After Rudolf, the book cycles through collectors you’d expect to find in a Dan Brown novel. Jacobus de Tepenec, a court pharmacist and newly made noble, signs his name on the first page. George Barschius, an alchemist in Prague, sends fragments of the script to Jesuit polymath Athanasius Kircher in Rome, begging him to crack the code. Kircher, a master of languages and a self-proclaimed decipherer of Egyptian hieroglyphs, tries and fails. In 1665, Johannes Marcus Marci, Barschius’s friend, ships the whole manuscript off to Kircher with a note that basically reads: “You’re my last hope.”
The manuscript spends over two centuries hidden in the archives of the Collegio Romano in Rome. Its cover is replaced and repaired by Jesuits, its pages rearranged and renumbered, its original wooden binding lost to bookworms. In 1912, Wilfrid Voynich, on a book-buying trip in Italy, stumbles on it. He’s instantly obsessed. He starts a campaign to prove it’s the lost work of Roger Bacon, hoping to sell it as a scientific bombshell. He’s so secretive about the source that he invents stories about finding it in Austrian castles. After Wilfrid’s death in 1930, the manuscript bounces from his widow Ethel, to her friend Anne Nill, to book dealer Hans Peter Kraus—who, after failing to sell it for $160,000, donates it to Yale University’s Beinecke Rare Book & Manuscript Library in 1969.
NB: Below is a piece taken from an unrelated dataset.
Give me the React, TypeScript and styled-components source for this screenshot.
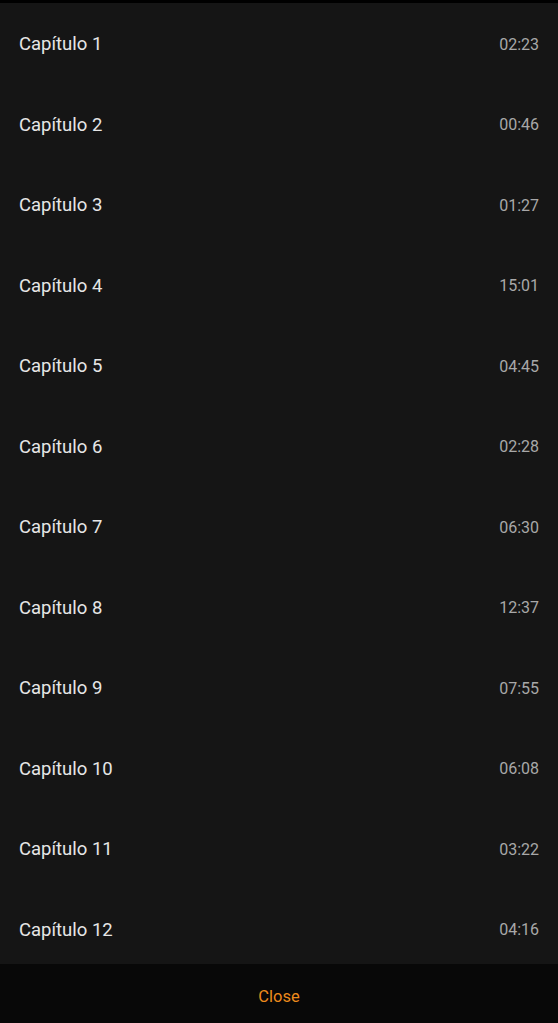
import React from 'react';
import styled, { createGlobalStyle } from 'styled-components';

const GlobalStyle = createGlobalStyle`
  html, body {
    margin: 0;
    padding: 0;
    background: #151515;
  }
  body {
    font-family: Roboto, "Noto Sans", sans-serif;
    -webkit-font-smoothing: antialiased;
  }
`;

const chapters = [
  { title: 'Capítulo 1', duration: '02:23' },
  { title: 'Capítulo 2', duration: '00:46' },
  { title: 'Capítulo 3', duration: '01:27' },
  { title: 'Capítulo 4', duration: '15:01' },
  { title: 'Capítulo 5', duration: '04:45' },
  { title: 'Capítulo 6', duration: '02:28' },
  { title: 'Capítulo 7', duration: '06:30' },
  { title: 'Capítulo 8', duration: '12:37' },
  { title: 'Capítulo 9', duration: '07:55' },
  { title: 'Capítulo 10', duration: '06:08' },
  { title: 'Capítulo 11', duration: '03:22' },
  { title: 'Capítulo 12', duration: '04:16' },
];

const Screen = styled.div`
  display: flex;
  flex-direction: column;
  height: 1023px;
  background: #151515;
  border-top: 3px solid #000;
  box-sizing: border-box;
`;

const List = styled.ul`
  flex: 1;
  margin: 0;
  padding: 1px 0 0;
  list-style: none;
  overflow: hidden;
`;

const Row = styled.li`
  display: flex;
  align-items: center;
  justify-content: space-between;
  height: 80.5px;
  padding: 0 19px;
  box-sizing: border-box;
`;

const Title = styled.span`
  font-size: 18.5px;
  color: #e6e6e6;
`;

const Duration = styled.span`
  font-size: 16px;
  color: #a8a8a8;
`;

const Footer = styled.button`
  flex: none;
  height: 59px;
  border: none;
  background: #080808;
  color: #ec8a1c;
  font-family: Roboto, "Noto Sans", sans-serif;
  font-size: 16.5px;
  padding: 6px 0 0;
  cursor: pointer;
`;

export default function App() {
  return (
    <>
      <GlobalStyle />
      <Screen>
        <List>
          {chapters.map(c => (
            <Row key={c.title}>
              <Title>{c.title}</Title>
              <Duration>{c.duration}</Duration>
            </Row>
          ))}
        </List>
        <Footer>Close</Footer>
      </Screen>
    </>
  );
}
Now, here’s where the obsession explodes. The manuscript is digitized, uploaded, and dissected by cryptanalysts, linguists, and hobbyists on every continent. During World War II, American and British codebreakers—fresh from breaking the Japanese and German ciphers—take a crack at it and give up. In the age of the internet, Reddit threads, academic journals, and YouTube channels keep the investigation alive. Someone even builds a neural network to look for hidden layers in the script.
The theories are endless. Some propose Roger Bacon, banking on the book’s supposed scientific diagrams, but the parchment is a century too late for him. Others point to John Dee, Queen Elizabeth’s astrologer, or Edward Kelley, a notorious alchemist and forger. There’s even a theory pinned on Anthony Ascham, a 16th-century English physician. In the scholarly world, René Zandbergen’s take is: the author might be “someone totally unknown.” The idea that the book was an intentional hoax has been floated, but computer models show the text structure is too consistent and complex for a random fake.
In 2026, a new study from arXiv suggests that the manuscript’s text shows patterns found in advanced ciphers—layers of structural constraints that don’t occur in ordinary language or random text. This means the book might not just be an unknown language, but a code within a code. And here’s a twist from recent research: a team led by Lisa Fagin Davis finds at least five different scribes contributed to the text, each with their own handwriting, suggesting this wasn’t the project of a lone genius, but maybe a secretive community or workshop.
What keeps people hooked isn’t just the manuscript’s resistance to all attempts at translation. It’s the sense that, at any moment, someone might finally break the code and reveal a lost world—a medieval encyclopedia of secret knowledge, a long-lost language, or perhaps the world’s most elaborate prank.
The manuscript is still locked away in Yale’s Beinecke Library, catalogued as MS 408. You can flip through every page online, but the meaning remains secret. The last page is blank, as if daring you to invent your own ending.